The sautoir from 1969 bought back by the Italian jewelry maison at Sotheby’s Magnificent Jewels auction Geneva for just over $1-million.
Supporting a gold pendant set with an emerald carved in the shape of a fruit and weighing 127.35 carats, the links are set with cabochon rubies, amethyst, citrines, topazes, turquoise and emeralds, enhanced with brilliant-cut diamonds. The 860mm piece can also be worn as two bracelets and a shorter necklace.

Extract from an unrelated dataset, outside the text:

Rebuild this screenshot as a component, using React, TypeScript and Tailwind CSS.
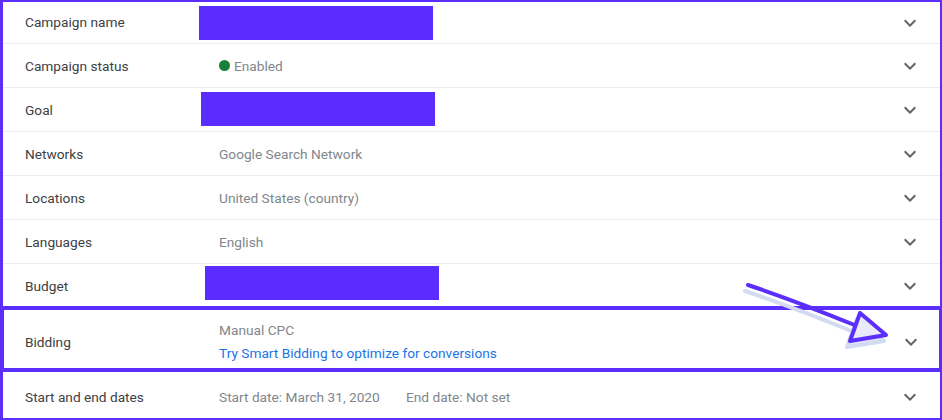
import React from "react";

const PURPLE = "#5b2efc";

const Chevron = () => (
  <svg width="24" height="24" viewBox="0 0 24 24" className="shrink-0 text-[#5f6368]">
    <path fill="currentColor" d="M16.59 8.59L12 13.17 7.41 8.59 6 10l6 6 6-6z" />
  </svg>
);

const Redacted = ({ offset }: { offset: string }) => (
  <div className={`h-[34px] w-[234px] bg-[#5a2dfe] ${offset}`} />
);

const Row = ({
  label,
  children,
  first,
}: {
  label: string;
  children?: React.ReactNode;
  first?: boolean;
}) => (
  <div
    className={`flex items-center border-b border-[#ebebeb] pl-[22px] pr-[18px] ${
      first ? "h-[42px]" : "h-[44px] pt-[1px]"
    }`}
  >
    <div className="w-[194px] shrink-0 text-[#3c4043]">{label}</div>
    <div className="flex flex-1 items-center text-[#80868b]">{children}</div>
    <Chevron />
  </div>
);

export default function App() {
  return (
    <div
      className="relative h-[420px] w-[942px] overflow-hidden bg-white text-[13.7px]"
      style={{ fontFamily: "Roboto, 'Liberation Sans', sans-serif" }}
    >
      <div className="flex h-full flex-col border-2 border-[#5b2efc] border-l-[3px] border-r-[2px]">
        <Row label="Campaign name" first>
          <Redacted offset="-ml-[20px] mt-[1px]" />
        </Row>
        <Row label="Campaign status">
          <span className="mr-[4px] h-[11px] w-[11px] rounded-full bg-[#188038]" />
          Enabled
        </Row>
        <Row label="Goal">
          <Redacted offset="-ml-[18px] -translate-y-[1px]" />
        </Row>
        <Row label="Networks">Google Search Network</Row>
        <Row label="Locations">United States (country)</Row>
        <Row label="Languages">English</Row>
        <Row label="Budget">
          <Redacted offset="-ml-[14px] -translate-y-[3px]" />
        </Row>

        <div className="-mx-[3px] -mt-[2px] flex h-[66px] shrink-0 items-center border-4 border-[#5b2efc] pl-[21px] pr-[16px] pt-[6px]">
          <div className="w-[194px] shrink-0 text-[#3c4043]">Bidding</div>
          <div className="flex flex-1 flex-col leading-[23px]">
            <span className="text-[#80868b]">Manual CPC</span>
            <span className="text-[#1a73e8]">Try Smart Bidding to optimize for conversions</span>
          </div>
          <Chevron />
        </div>

        <div className="flex flex-1 items-center pl-[22px] pr-[18px] pt-[4px]">
          <div className="w-[194px] shrink-0 text-[#3c4043]">Start and end dates</div>
          <div className="flex flex-1 items-center text-[#80868b]">
            <span className="w-[187px]">Start date: March 31, 2020</span>
            <span>End date: Not set</span>
          </div>
          <Chevron />
        </div>
      </div>

      <svg
        className="pointer-events-none absolute left-0 top-0"
        width="942"
        height="420"
        viewBox="0 0 942 420"
      >
        <g transform="translate(-3 5)" stroke="#d3dbf2" strokeWidth="4" fill="none" strokeLinecap="round" strokeLinejoin="round">
          <path d="M748 286 C790 300 830 316 857 327" />
          <path d="M860 314 L887 336 L850 342 Z" fill="#dfe4f6" />
        </g>
        <g stroke={PURPLE} strokeWidth="4" fill="none" strokeLinecap="round" strokeLinejoin="round">
          <path d="M748 285 C790 299 830 315 857 326" />
          <path d="M860 313 L886 335 L850 341 Z" fill="#e9ebfa" />
        </g>
      </svg>
    </div>
  );
}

The angular geometry dominating this sautoir is common to Bvlgari's designs of the 1970s. During these years, the Italian maison was heavily inspired by Indian and Egyptian art. In this case, the emerald cabochon has a carved element in the shape of an Indian boteh motif or a paisley in the upper left corner. The choice of cabochons rather than faceted stones for the sautoir was a tribute to Indian influences too.
The sautoir has been known through an original picture published in Vogue magazine in March, 1970, and shot by one of the most famous fashion duos of the period, photographer Franco Rubartelli and his muse Veruschka. Later the jewel was acquired by an unknown collector and disappeared from public view.
For years Bvlgari has been eager to add this unique jewel for it’s Heritage Collection, which nowadays consists of around 800 pieces dating back to the second half of XIX – beginning of XXI centuries. And Sotheby’s Geneva auction finally turned victorious for the brand: the sautoir is coming back home, much to connoisseurs delight.